The significance of Good Friday
Have you ever wondered why Christian schools get a week-long holiday ahead of Good Friday?
Here's what you need to know about Good Friday and what it means to most Christians.
Good Friday is a crucial day for Christians across the globe as it commemorates the crucifixion of Jesus Christ at Calvary and is observed during Holy Week "on Friday preceding Easter Sunday".
It is perceived as a day of mourning and penance and is also called 'Holy Friday', 'Silent Friday', 'Easter Friday', or 'Great Friday'.
This year, Christians will observe Good Friday on April 2, albeit with a few restrictions given the ongoing COVID-19 pandemic.
The entire holy week for Christians initiated with Palm Sunday(March 29) and will end on Easter Monday on April 5.
Likewise, Easter Monday is termed as 'Bright Monday' or 'Renewal Monday'.
Why is the day of 'Crucifixion of Jesus Christ' called Good Friday?
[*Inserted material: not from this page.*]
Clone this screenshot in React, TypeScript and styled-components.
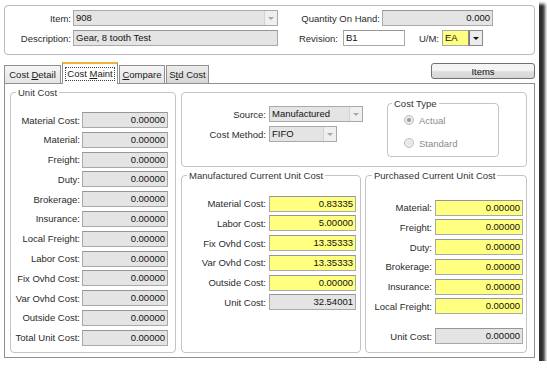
import styled, { createGlobalStyle } from 'styled-components';

const GlobalStyle = createGlobalStyle`
  html, body {
    margin: 0;
    padding: 0;
    background: #fff;
  }
  body {
    font-family: 'Liberation Sans', Arial, sans-serif;
    font-size: 9.5px;
    color: #262626;
  }
`;

const Window = styled.div`
  width: 539px;
  height: 361px;
  box-sizing: border-box;
  background: #fff;
  padding: 5px 4px 3px 4px;
  display: flex;
  flex-direction: column;
  box-shadow: 5px 5px 3px 1px rgba(0, 0, 0, 0.82);
`;

const HeaderBox = styled.div`
  height: 50px;
  box-sizing: border-box;
  border: 1px solid #b9b9b9;
  border-radius: 4px;
  padding: 4px 0 0 0;
  display: flex;
  flex-direction: column;
  gap: 4px;
`;

const Row = styled.div`
  display: flex;
  align-items: center;
`;

const Label = styled.span<{ $w: number; $gap?: number }>`
  width: ${(p) => p.$w}px;
  margin-right: ${(p) => p.$gap ?? 2}px;
  flex-shrink: 0;
  text-align: right;
  white-space: nowrap;
  color: #2b2b2b;
`;

type Tone = 'gray' | 'yellow' | 'white';

const toneBg: Record<Tone, string> = {
  gray: '#e4e4e4',
  yellow: '#ffff80',
  white: '#ffffff',
};

const Field = styled.div<{ $w: number; $tone: Tone; $right?: boolean }>`
  width: ${(p) => p.$w}px;
  height: 16px;
  box-sizing: border-box;
  flex-shrink: 0;
  border: 1px solid #a9a9a9;
  border-top-color: #969696;
  background: ${(p) => toneBg[p.$tone]};
  color: #111;
  line-height: 14px;
  padding: 0 2px;
  text-align: ${(p) => (p.$right ? 'right' : 'left')};
  white-space: nowrap;
  overflow: hidden;
`;

const Combo = styled.div<{ $w: number; $tone: Tone }>`
  width: ${(p) => p.$w}px;
  height: 16px;
  box-sizing: border-box;
  flex-shrink: 0;
  display: flex;
  border: 1px solid #a9a9a9;
  background: ${(p) => toneBg[p.$tone]};
  color: #111;
  line-height: 14px;
`;

const ComboText = styled.span`
  flex: 1;
  padding-left: 2px;
  white-space: nowrap;
  overflow: hidden;
`;

const ComboButton = styled.span<{ $active?: boolean }>`
  width: 12px;
  display: flex;
  align-items: center;
  justify-content: center;
  background: ${(p) => (p.$active ? '#ececec' : '#efefef')};
  border-left: 1px solid ${(p) => (p.$active ? '#7a7a7a' : '#d2d2d2')};
  ${(p) => (p.$active ? 'outline: 1px solid #8a8a8a;' : '')}

  &::after {
    content: '';
    border-left: 3px solid transparent;
    border-right: 3px solid transparent;
    border-top: 3px solid ${(p) => (p.$active ? '#111' : '#a8a8a8')};
  }
`;

const TabsRow = styled.div`
  margin-top: 8px;
  height: 21px;
  display: flex;
  align-items: flex-end;
  margin-bottom: -1px;
`;

const TabStrip = styled.div`
  display: flex;
  align-items: flex-end;
  gap: 1px;
  height: 22px;
`;

const Tab = styled.div<{ $w: number; $active?: boolean; $hot?: boolean }>`
  width: ${(p) => p.$w}px;
  height: ${(p) => (p.$active ? 22 : 19)}px;
  box-sizing: border-box;
  border: 1px solid #8e8f8f;
  border-bottom: ${(p) => (p.$active ? 'none' : '1px solid #8e8f8f')};
  ${(p) => (p.$active ? 'border-top: 2px solid #f2b33d;' : '')}
  background: ${(p) =>
    p.$active
      ? '#fff'
      : p.$hot
        ? 'linear-gradient(#ececec, #d6d6d6)'
        : 'linear-gradient(#f6f6f6, #e4e4e4)'};
  display: flex;
  align-items: center;
  justify-content: center;
  color: #1a1a1a;
  white-space: nowrap;
  position: relative;
  z-index: ${(p) => (p.$active ? 1 : 0)};
  u {
    text-decoration: underline;
  }
`;

const FocusText = styled.span`
  border: 1px dotted #444;
  padding: 0 1px;
  line-height: 12px;
`;

const ItemsButton = styled.div`
  margin-left: auto;
  align-self: flex-start;
  width: 104px;
  height: 16px;
  box-sizing: border-box;
  border: 1px solid #707070;
  border-radius: 3px;
  background: linear-gradient(#f4f4f4 45%, #dedede 55%, #d6d6d6);
  display: flex;
  align-items: center;
  justify-content: center;
  color: #111;
`;

const TabPanel = styled.div`
  flex: 1;
  border: 1px solid #8e8f8f;
  background: #fff;
  padding: 3px 7px 4px 5px;
  display: flex;
  gap: 5px;
`;

const Group = styled.fieldset<{ $w?: number; $pt: number }>`
  margin: 0;
  min-width: 0;
  ${(p) => (p.$w ? `width: ${p.$w}px; flex-shrink: 0;` : 'flex: 1;')}
  box-sizing: border-box;
  border: 1px solid #c4c4c4;
  border-radius: 4px;
  padding: ${(p) => p.$pt}px 0 0 0;
  display: flex;
  flex-direction: column;
  gap: 3.8px;
`;

const Legend = styled.legend<{ $ml?: number }>`
  padding: 0 2px;
  margin-left: ${(p) => p.$ml ?? 5}px;
  line-height: 11px;
  color: #333;
`;

const RightColumn = styled.div`
  flex: 1;
  display: flex;
  flex-direction: column;
`;

const SettingsBox = styled.div`
  margin-top: 5px;
  height: 75px;
  box-sizing: border-box;
  border: 1px solid #c4c4c4;
  border-radius: 4px;
  display: flex;
`;

const SettingsForm = styled.div`
  width: 205px;
  padding-top: 13px;
  display: flex;
  flex-direction: column;
  gap: 4px;
`;

const CostTypeGroup = styled.fieldset`
  margin: 5px 0 0 0;
  width: 112px;
  height: 59px;
  box-sizing: border-box;
  border: 1px solid #c4c4c4;
  border-radius: 4px;
  padding: 5px 0 0 16px;
  display: flex;
  flex-direction: column;
  gap: 11px;
`;

const RadioRow = styled.div`
  display: flex;
  align-items: center;
  gap: 5px;
  height: 12px;
  color: #8b8b8b;
`;

const RadioDot = styled.span<{ $checked?: boolean }>`
  width: 10px;
  height: 10px;
  box-sizing: border-box;
  border-radius: 50%;
  border: 1px solid #b9b9b9;
  background: radial-gradient(circle, #e2e2e2, #f4f4f4);
  display: flex;
  align-items: center;
  justify-content: center;

  &::after {
    content: '';
    width: 4px;
    height: 4px;
    border-radius: 50%;
    background: ${(p) => (p.$checked ? '#9a9a9a' : 'transparent')};
  }
`;

const CostRow = styled(Row)<{ $extra?: number }>`
  margin-top: ${(p) => p.$extra ?? 0}px;
`;

const LowerRow = styled.div`
  flex: 1;
  margin-top: 3px;
  display: flex;
  gap: 4px;
`;

const unitCostRows = [
  'Material Cost',
  'Material',
  'Freight',
  'Duty',
  'Brokerage',
  'Insurance',
  'Local Freight',
  'Labor Cost',
  'Fix Ovhd Cost',
  'Var Ovhd Cost',
  'Outside Cost',
  'Total Unit Cost',
];

const manufacturedRows = [
  { label: 'Material Cost', value: '0.83335', tone: 'yellow' as Tone },
  { label: 'Labor Cost', value: '5.00000', tone: 'yellow' as Tone },
  { label: 'Fix Ovhd Cost', value: '13.35333', tone: 'yellow' as Tone },
  { label: 'Var Ovhd Cost', value: '13.35333', tone: 'yellow' as Tone },
  { label: 'Outside Cost', value: '0.00000', tone: 'yellow' as Tone },
  { label: 'Unit Cost', value: '32.54001', tone: 'gray' as Tone },
];

const purchasedRows = ['Material', 'Freight', 'Duty', 'Brokerage', 'Insurance', 'Local Freight'];

function App() {
  return (
    <>
      <GlobalStyle />
      <Window>
        <HeaderBox>
          <Row>
            <Label $w={66}>Item:</Label>
            <Combo $w={205} $tone='gray'>
              <ComboText>908</ComboText>
              <ComboButton />
            </Combo>
            <Label $w={102}>Quantity On Hand:</Label>
            <Field $w={111} $tone='gray' $right>
              0.000
            </Field>
          </Row>
          <Row>
            <Label $w={66}>Description:</Label>
            <Field $w={205} $tone='gray'>
              Gear, 8 tooth Test
            </Field>
            <Label $w={60} $gap={5}>
              Revision:
            </Label>
            <Field $w={62} $tone='white'>
              B1
            </Field>
            <Label $w={34} $gap={3}>
              U/M:
            </Label>
            <Combo $w={41} $tone='yellow'>
              <ComboText>EA</ComboText>
              <ComboButton $active />
            </Combo>
          </Row>
        </HeaderBox>

        <TabsRow>
          <TabStrip>
            <Tab $w={57}>
              <span>
                Cost <u>D</u>etail
              </span>
            </Tab>
            <Tab $w={56} $active>
              <FocusText>
                Cost <u>M</u>aint
              </FocusText>
            </Tab>
            <Tab $w={46}>
              <span>
                <u>C</u>ompare
              </span>
            </Tab>
            <Tab $w={43} $hot>
              <span>
                S<u>t</u>d Cost
              </span>
            </Tab>
          </TabStrip>
          <ItemsButton>Items</ItemsButton>
        </TabsRow>

        <TabPanel>
          <Group $w={166} $pt={14}>
            <Legend>Unit Cost</Legend>
            {unitCostRows.map((label) => (
              <Row key={label}>
                <Label $w={69}>{label}:</Label>
                <Field $w={86} $tone='gray' $right>
                  0.00000
                </Field>
              </Row>
            ))}
          </Group>

          <RightColumn>
            <SettingsBox>
              <SettingsForm>
                <Row>
                  <Label $w={84} $gap={3}>
                    Source:
                  </Label>
                  <Combo $w={94} $tone='gray'>
                    <ComboText>Manufactured</ComboText>
                    <ComboButton />
                  </Combo>
                </Row>
                <Row>
                  <Label $w={84} $gap={3}>
                    Cost Method:
                  </Label>
                  <Combo $w={68} $tone='gray'>
                    <ComboText>FIFO</ComboText>
                    <ComboButton />
                  </Combo>
                </Row>
              </SettingsForm>
              <CostTypeGroup>
                <Legend $ml={-12}>Cost Type</Legend>
                <RadioRow>
                  <RadioDot $checked />
                  Actual
                </RadioRow>
                <RadioRow>
                  <RadioDot />
                  Standard
                </RadioRow>
              </CostTypeGroup>
            </SettingsBox>

            <LowerRow>
              <Group $w={180} $pt={14.5}>
                <Legend>Manufactured Current Unit Cost</Legend>
                {manufacturedRows.map((r) => (
                  <Row key={r.label}>
                    <Label $w={84} $gap={3}>
                      {r.label}:
                    </Label>
                    <Field $w={87} $tone={r.tone} $right>
                      {r.value}
                    </Field>
                  </Row>
                ))}
              </Group>
              <Group $pt={18.5}>
                <Legend $ml={6}>Purchased Current Unit Cost</Legend>
                {purchasedRows.map((label) => (
                  <Row key={label}>
                    <Label $w={66} $gap={3}>
                      {label}:
                    </Label>
                    <Field $w={88} $tone='yellow' $right>
                      0.00000
                    </Field>
                  </Row>
                ))}
                <CostRow $extra={10.2}>
                  <Label $w={66} $gap={3}>
                    Unit Cost:
                  </Label>
                  <Field $w={88} $tone='gray' $right>
                    0.00000
                  </Field>
                </CostRow>
              </Group>
            </LowerRow>
          </RightColumn>
        </TabPanel>
      </Window>
    </>
  );
}

export default App;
Good Friday is an important part of Christianity as it celebrates what they believe to be the most pivotal day in history.
On Good Friday, Jesus willingly suffered and died to atone for the sins of man.
Regardless of the origin, the name Good Friday is entirely appropriate because the suffering and death of Jesus, as gruesome as it was, marked the dramatic culmination of God's plan to save his people from sin.
In short, Jesus' death saved mankind.
The essence of Easter
Easter, also called Pascha or Resurrection Sunday, commemorates the resurrection of Jesus from the dead.
The resurrection established Jesus as the Son of God and reconciled man to his creator.
Jesus Christ lived a life in complete submission to the will and desires of God. He lived a life devoted to God.
Perhaps if we let all these prevail in our hearts and lives, we'd be closer to understanding the spirit of Easter. There would be no time for revelry, carousing, and other forms of debauchery.
And with that said, we wish you all a glorious Easter.